**INFORMATION SHOWN:**
* * * * *

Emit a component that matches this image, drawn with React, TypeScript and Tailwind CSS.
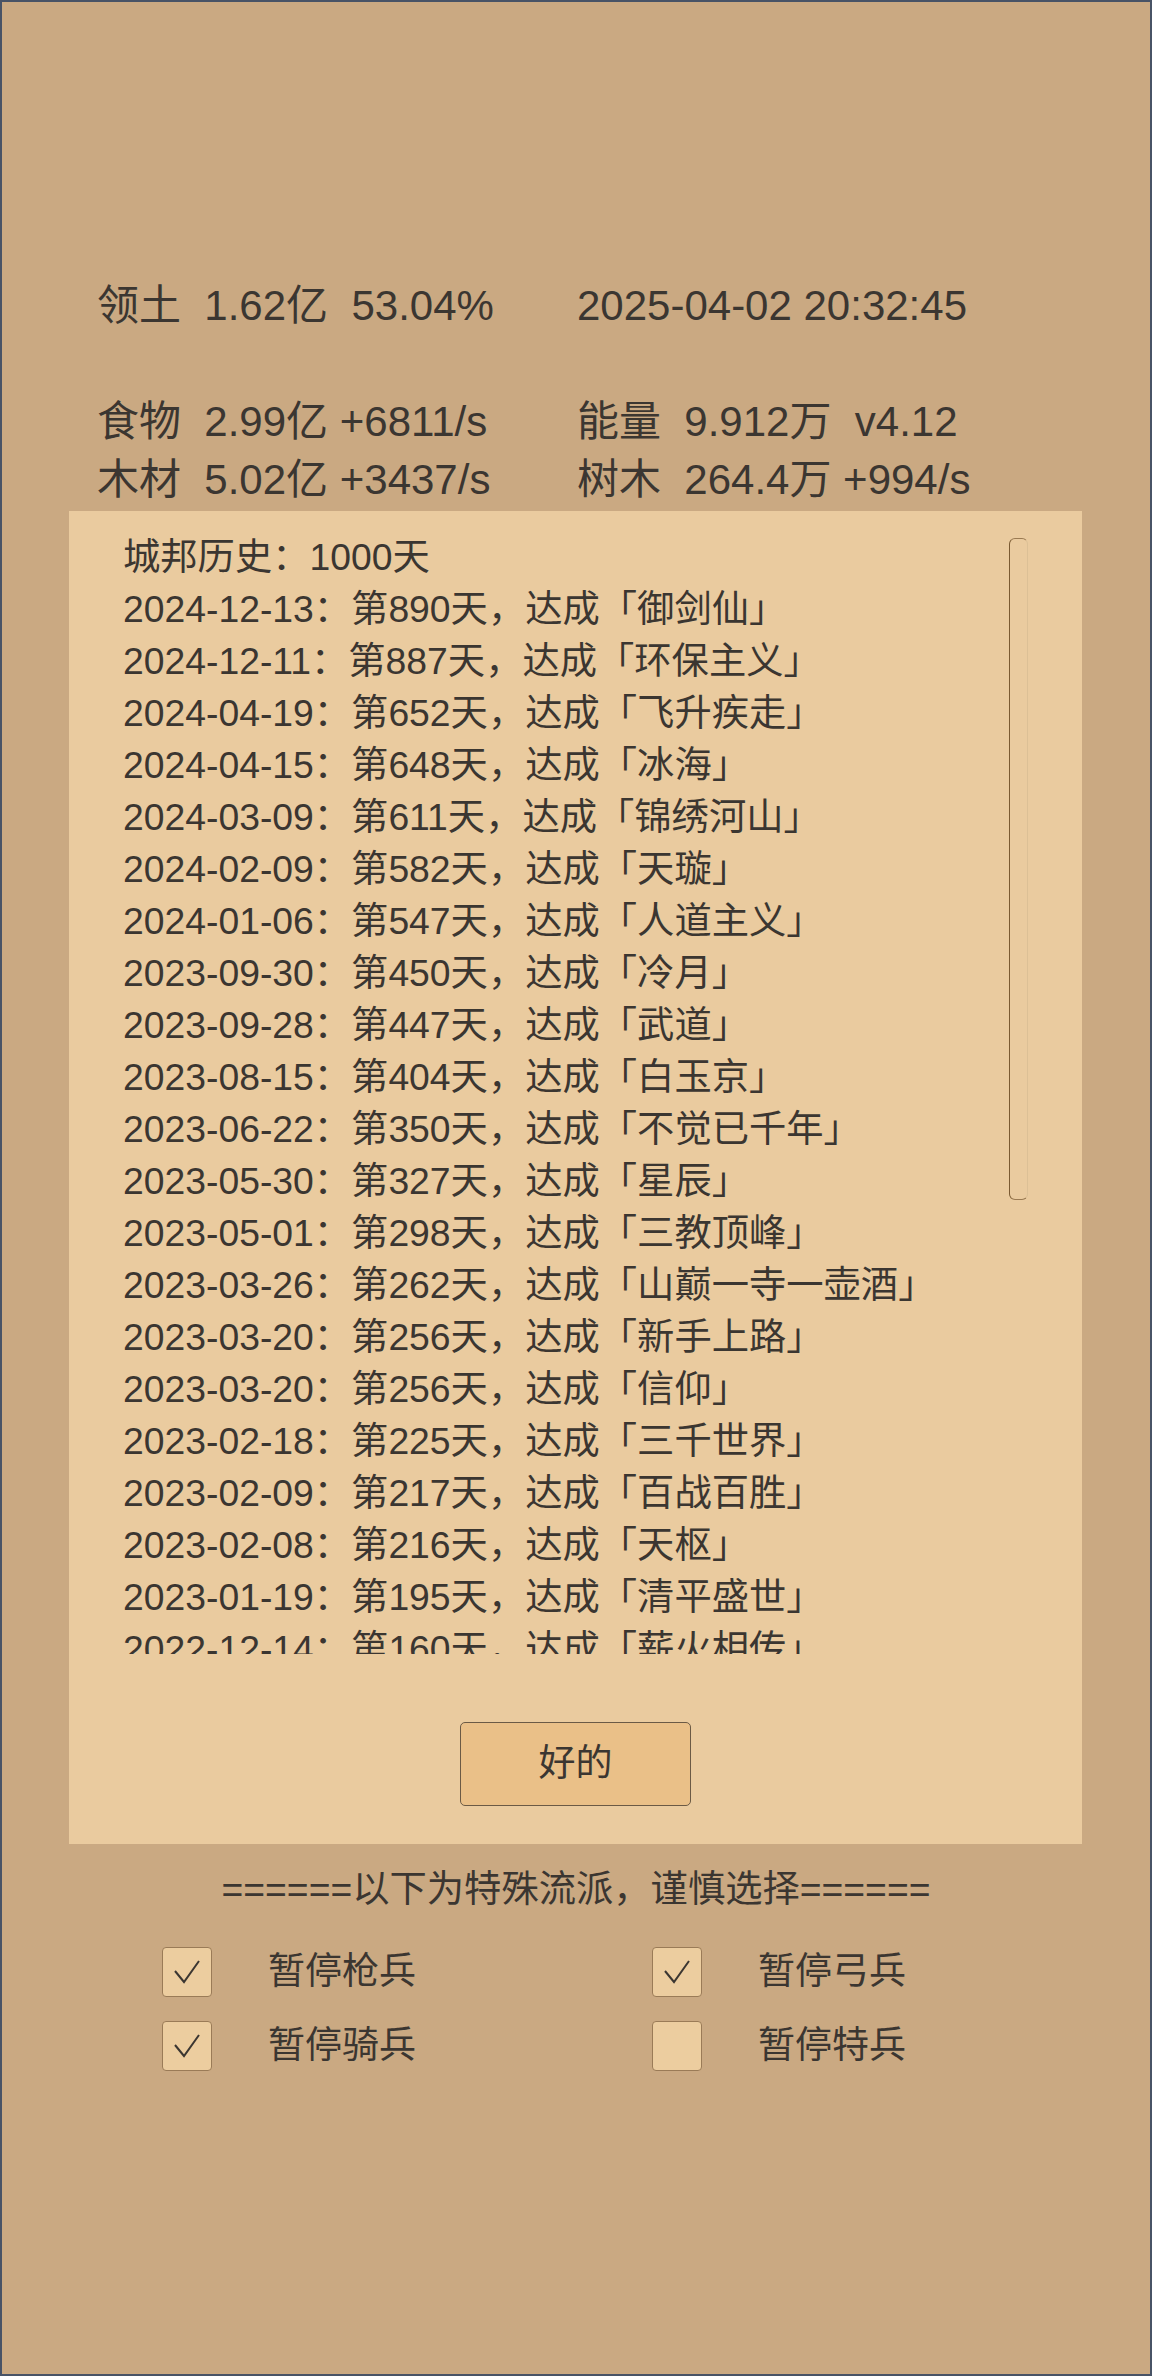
import React from "react";

const stats: [string, string][] = [
  ["领土  1.62亿  53.04%", "2025-04-02 20:32:45"],
  ["", ""],
  ["食物  2.99亿 +6811/s", "能量  9.912万  v4.12"],
  ["木材  5.02亿 +3437/s", "树木  264.4万 +994/s"],
];

const history: string[] = [
  "城邦历史：1000天",
  "2024-12-13：第890天，达成「御剑仙」",
  "2024-12-11：第887天，达成「环保主义」",
  "2024-04-19：第652天，达成「飞升疾走」",
  "2024-04-15：第648天，达成「冰海」",
  "2024-03-09：第611天，达成「锦绣河山」",
  "2024-02-09：第582天，达成「天璇」",
  "2024-01-06：第547天，达成「人道主义」",
  "2023-09-30：第450天，达成「冷月」",
  "2023-09-28：第447天，达成「武道」",
  "2023-08-15：第404天，达成「白玉京」",
  "2023-06-22：第350天，达成「不觉已千年」",
  "2023-05-30：第327天，达成「星辰」",
  "2023-05-01：第298天，达成「三教顶峰」",
  "2023-03-26：第262天，达成「山巅一寺一壶酒」",
  "2023-03-20：第256天，达成「新手上路」",
  "2023-03-20：第256天，达成「信仰」",
  "2023-02-18：第225天，达成「三千世界」",
  "2023-02-09：第217天，达成「百战百胜」",
  "2023-02-08：第216天，达成「天枢」",
  "2023-01-19：第195天，达成「清平盛世」",
  "2022-12-14：第160天，达成「薪火相传」",
  "2022-11-02：第118天，达成「初露锋芒」",
];

const options = [
  { label: "暂停枪兵", checked: true },
  { label: "暂停弓兵", checked: true },
  { label: "暂停骑兵", checked: true },
  { label: "暂停特兵", checked: false },
];

function CheckBox({ checked }: { checked: boolean }) {
  return (
    <div className="w-[50px] h-[50px] shrink-0 rounded-[4px] border border-[#9a7b57] bg-[#eccd9f] flex items-center justify-center">
      {checked && (
        <svg width="28" height="26" viewBox="0 0 28 26" fill="none">
          <path d="M2 12 L11 23 L26 2" stroke="#3b3631" strokeWidth="2" strokeLinejoin="miter" />
        </svg>
      )}
    </div>
  );
}

export default function App() {
  return (
    <div className="w-[1152px] h-[2376px] border-2 border-[#485366] bg-[#caa982] text-[#3b3631] font-['Liberation_Sans','Noto_Sans_CJK_SC',sans-serif]">
      {/* stats */}
      <div className="pt-[275px] pl-[95px] grid grid-cols-[480px_auto] text-[42px] leading-[58px] whitespace-pre">
        {stats.map(([a, b], i) => (
          <React.Fragment key={i}>
            <div className="h-[58px]">{a}</div>
            <div className="h-[58px]">{b}</div>
          </React.Fragment>
        ))}
      </div>

      {/* history dialog */}
      <div className="mt-[2px] ml-[67px] w-[1013px] bg-[#eacb9f] pt-[20px] pb-[38px] flex flex-col items-center">
        <div className="w-full flex">
          <div className="flex-1 h-[1123px] overflow-hidden pl-[54px] text-[37.3px] leading-[52px] whitespace-nowrap">
            {history.map((line, i) => (
              <div key={i}>{line}</div>
            ))}
          </div>
          <div className="mt-[7px] mr-[54px] w-[19px] h-[662px] rounded-[6px] border border-[#dcc096] border-l-[#7a5a32] border-t-[#9a7a52] border-b-[#9a7a52]" />
        </div>
        <button
          type="button"
          className="mt-[68px] w-[231px] h-[84px] rounded-[5px] border-[1.5px] border-[#6b5a45] bg-[#eac088] text-[37px] text-[#3b3631]"
        >
          好的
        </button>
      </div>

      {/* special options */}
      <div className="mt-[19px] text-center text-[37.3px] leading-[52px]">======以下为特殊流派，谨慎选择======</div>
      <div className="mt-[32px] pl-[160px] grid grid-cols-[490px_auto] gap-y-[24px] text-[37px]">
        {options.map((o) => (
          <div key={o.label} className="flex items-center">
            <CheckBox checked={o.checked} />
            <span className="ml-[56px] leading-[50px]">{o.label}</span>
          </div>
        ))}
      </div>
    </div>
  );
}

* * * * *

Copy the listing word for word, excluding its pictures.

Emit a component that matches this image, drawn with React, TypeScript and Tailwind CSS.
import React from "react";

const stats: [string, string][] = [
  ["领土  1.62亿  53.04%", "2025-04-02 20:32:45"],
  ["", ""],
  ["食物  2.99亿 +6811/s", "能量  9.912万  v4.12"],
  ["木材  5.02亿 +3437/s", "树木  264.4万 +994/s"],
];

const history: string[] = [
  "城邦历史：1000天",
  "2024-12-13：第890天，达成「御剑仙」",
  "2024-12-11：第887天，达成「环保主义」",
  "2024-04-19：第652天，达成「飞升疾走」",
  "2024-04-15：第648天，达成「冰海」",
  "2024-03-09：第611天，达成「锦绣河山」",
  "2024-02-09：第582天，达成「天璇」",
  "2024-01-06：第547天，达成「人道主义」",
  "2023-09-30：第450天，达成「冷月」",
  "2023-09-28：第447天，达成「武道」",
  "2023-08-15：第404天，达成「白玉京」",
  "2023-06-22：第350天，达成「不觉已千年」",
  "2023-05-30：第327天，达成「星辰」",
  "2023-05-01：第298天，达成「三教顶峰」",
  "2023-03-26：第262天，达成「山巅一寺一壶酒」",
  "2023-03-20：第256天，达成「新手上路」",
  "2023-03-20：第256天，达成「信仰」",
  "2023-02-18：第225天，达成「三千世界」",
  "2023-02-09：第217天，达成「百战百胜」",
  "2023-02-08：第216天，达成「天枢」",
  "2023-01-19：第195天，达成「清平盛世」",
  "2022-12-14：第160天，达成「薪火相传」",
  "2022-11-02：第118天，达成「初露锋芒」",
];

const options = [
  { label: "暂停枪兵", checked: true },
  { label: "暂停弓兵", checked: true },
  { label: "暂停骑兵", checked: true },
  { label: "暂停特兵", checked: false },
];

function CheckBox({ checked }: { checked: boolean }) {
  return (
    <div className="w-[50px] h-[50px] shrink-0 rounded-[4px] border border-[#9a7b57] bg-[#eccd9f] flex items-center justify-center">
      {checked && (
        <svg width="28" height="26" viewBox="0 0 28 26" fill="none">
          <path d="M2 12 L11 23 L26 2" stroke="#3b3631" strokeWidth="2" strokeLinejoin="miter" />
        </svg>
      )}
    </div>
  );
}

export default function App() {
  return (
    <div className="w-[1152px] h-[2376px] border-2 border-[#485366] bg-[#caa982] text-[#3b3631] font-['Liberation_Sans','Noto_Sans_CJK_SC',sans-serif]">
      {/* stats */}
      <div className="pt-[275px] pl-[95px] grid grid-cols-[480px_auto] text-[42px] leading-[58px] whitespace-pre">
        {stats.map(([a, b], i) => (
          <React.Fragment key={i}>
            <div className="h-[58px]">{a}</div>
            <div className="h-[58px]">{b}</div>
          </React.Fragment>
        ))}
      </div>

      {/* history dialog */}
      <div className="mt-[2px] ml-[67px] w-[1013px] bg-[#eacb9f] pt-[20px] pb-[38px] flex flex-col items-center">
        <div className="w-full flex">
          <div className="flex-1 h-[1123px] overflow-hidden pl-[54px] text-[37.3px] leading-[52px] whitespace-nowrap">
            {history.map((line, i) => (
              <div key={i}>{line}</div>
            ))}
          </div>
          <div className="mt-[7px] mr-[54px] w-[19px] h-[662px] rounded-[6px] border border-[#dcc096] border-l-[#7a5a32] border-t-[#9a7a52] border-b-[#9a7a52]" />
        </div>
        <button
          type="button"
          className="mt-[68px] w-[231px] h-[84px] rounded-[5px] border-[1.5px] border-[#6b5a45] bg-[#eac088] text-[37px] text-[#3b3631]"
        >
          好的
        </button>
      </div>

      {/* special options */}
      <div className="mt-[19px] text-center text-[37.3px] leading-[52px]">======以下为特殊流派，谨慎选择======</div>
      <div className="mt-[32px] pl-[160px] grid grid-cols-[490px_auto] gap-y-[24px] text-[37px]">
        {options.map((o) => (
          <div key={o.label} className="flex items-center">
            <CheckBox checked={o.checked} />
            <span className="ml-[56px] leading-[50px]">{o.label}</span>
          </div>
        ))}
      </div>
    </div>
  );
}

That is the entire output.